Но странная это была империя.
Быть может, единственная из всех мировых империй, где метрополия жила хуже колоний, а имперская нация прозябала в такой нищете и таком убожестве, в сравнении с которыми самая скромная жизнь присоединенных к империи и угнетаемых ею народов казалась немыслимым процветанием.
Это была плата за ту самую «всемирную отзывчивость». За титул «старшего брата» в семье не только советских, но и восточноевропейских народов.
Сам же русский народ — надо отдать ему должное — все это прекрасно понимал и сомнительной ролью «старшего брата» не шибко обольщался, о чем свидетельствует такой, например, анекдот:
► Россия. Средняя полоса. По бездорожью едет телега, доверху нагруженная навозом На этом дерьме сидит заросший мужик, нахлобучив на себя шапку-ушанку, потягивая махорку, держит в руках вожжи. Вдруг — откуда ни возьмись — американец. Увидал живого человека. Обрадовался. Догоняет телегу.
— Do you speak English?
— Yes, I do.
Подумал и добавил:
— А хули толку?!
Пятилетка
Меня всегда удивляли и восхищали строчки Маяковского:
Товарищ жизнь!
Давай быстрей протопаем,
протопаем
по пятилетке
дней остаток.
Восхищали не только своей поэтической заразительностью. Ведь Маяковский застрелился в 1930-м. А первый пятилетний план был принят на XVI съезде партии — в 1929 году. Слово «пятилетка», стало быть, было тогда совсем новым, едва-едва успело войти в язык. А он уже освоил его, ввел в свой поэтический лексикон.
И как естественно, натурально вошло оно в ткань его стиха — словно давным-давно уже стало привычным, общеупотребительным.
Маяковский, как известно, питал особую склонность к новым словам, нередко даже сам их изобретал, выдумывал. Но далеко не все советизмы и неологизмы звучали у него вот так органично, так естественно и так живо, как это только что родившееся слово.
Была тут, наверно, и его заслуга тоже. Но главная причина, наверно, состояла все-таки в том, что слово это усилиями советской пропаганды — сразу и надолго — стало едва ли не главным из всех употреблявшихся тогда слов советского новояза.

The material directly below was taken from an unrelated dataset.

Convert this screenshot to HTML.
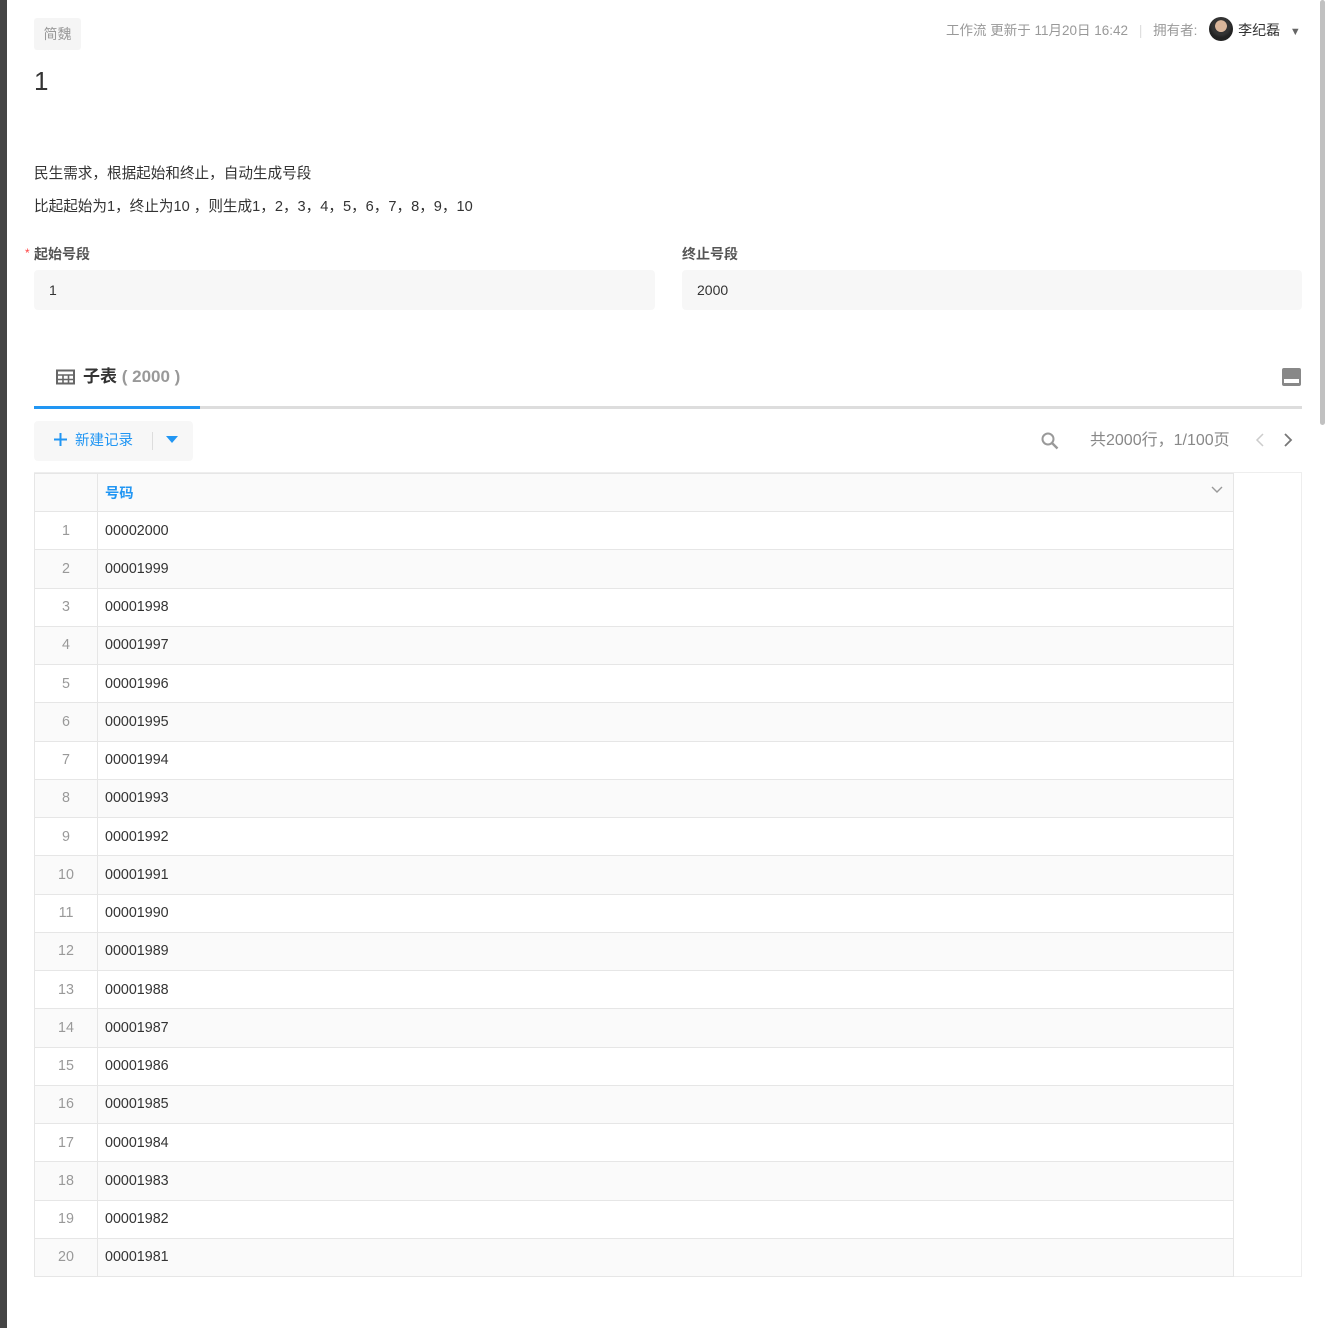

Тому, как говорил дедушка Крылов, мы тьму примеров сыщем.
Вот постоянный герой Михаила Зощенко — управдом — в дни Пушкинского юбилея выступает с речью о Пушкине. Присоединившись к всенародному чествованию великого юбиляра, он попутно дает отпор настырному жильцу Цаплину, который тоже пишет стихи и на этом основании требует, чтобы ему переложили печку: «Я, говорит, через нее угораю и не могу стихов писать».
Зощенковский управдом так отвечает на эту неслыханную наглость:
► — Ну, мало ли что он может стихи писать. Тогда, я извиняюсь, и мой семилетний Колюнька может в жакт претензии предъявлять: он тоже у меня пишет. И у него есть недурненькие стихотворения:
Мы, дети, любим тое время, когда птичка в клетке.
Мы не любим тех людей, кто враг пятилетке.
Шпингалету семь лет, а вон он как бойко пишет!
Вряд ли надо доказывать, что жало этой художественной сатиры, как любил выражаться автор процитированного рассказа, направлено не в семилетнего Колюньку и даже не в его папашу, а в тех, кто так задурил всем головы этой самой пятилеткой, что даже семилетние дети насобачились рифмовать ее с кем и с чем угодно — хоть с «птичкой в клетке».
Но что говорить о Маяковском, который готов был предъявить потомкам «все сто томов» своих «партийных книжек», или даже о семилетием Колюньке, который наверняка был если не пионером, так октябренком, если даже Пастернак, еще недавно измерявший время тысячелетиями («Какое, милые, у нас тысячелетье на дворе?..»), тоже стал пользоваться этой новой мерой:
И разве я не мерюсь пятилеткой,
Не падаю, не подымаюсь с ней?
А там уж — пошло, поехало. И вот уже недавний белоэмигрант, изломанный декадент и рафинированный эстет Александр Вертинский тоже счел необходимым сочинить и исполнить с эстрады такое произведение:
Без песни жить нельзя. Она нужнее хлеба.
Она в сердцах людей, как птица, гнезда вьет.
И с нею легче труд, и голубее небо,
И только с песней жизнь идет вперед.
Нас, старых, мудрых птиц, осталось очень мало,
У нас нет голосов, порой нет нужных слов.
Притом война, конечно, распугала
Обидчивых и нежных соловьев.
А мы… А мы поем! Дыханье нам не сперло,
От Родины своей нам незачем лететь.
Во все бесхитростное наше птичье горло
Мы будем радостно, мы будем звонко петь!
Мы — птицы русские. Мы петь не можем в клетке,
И не о чем нам петь в чужом краю.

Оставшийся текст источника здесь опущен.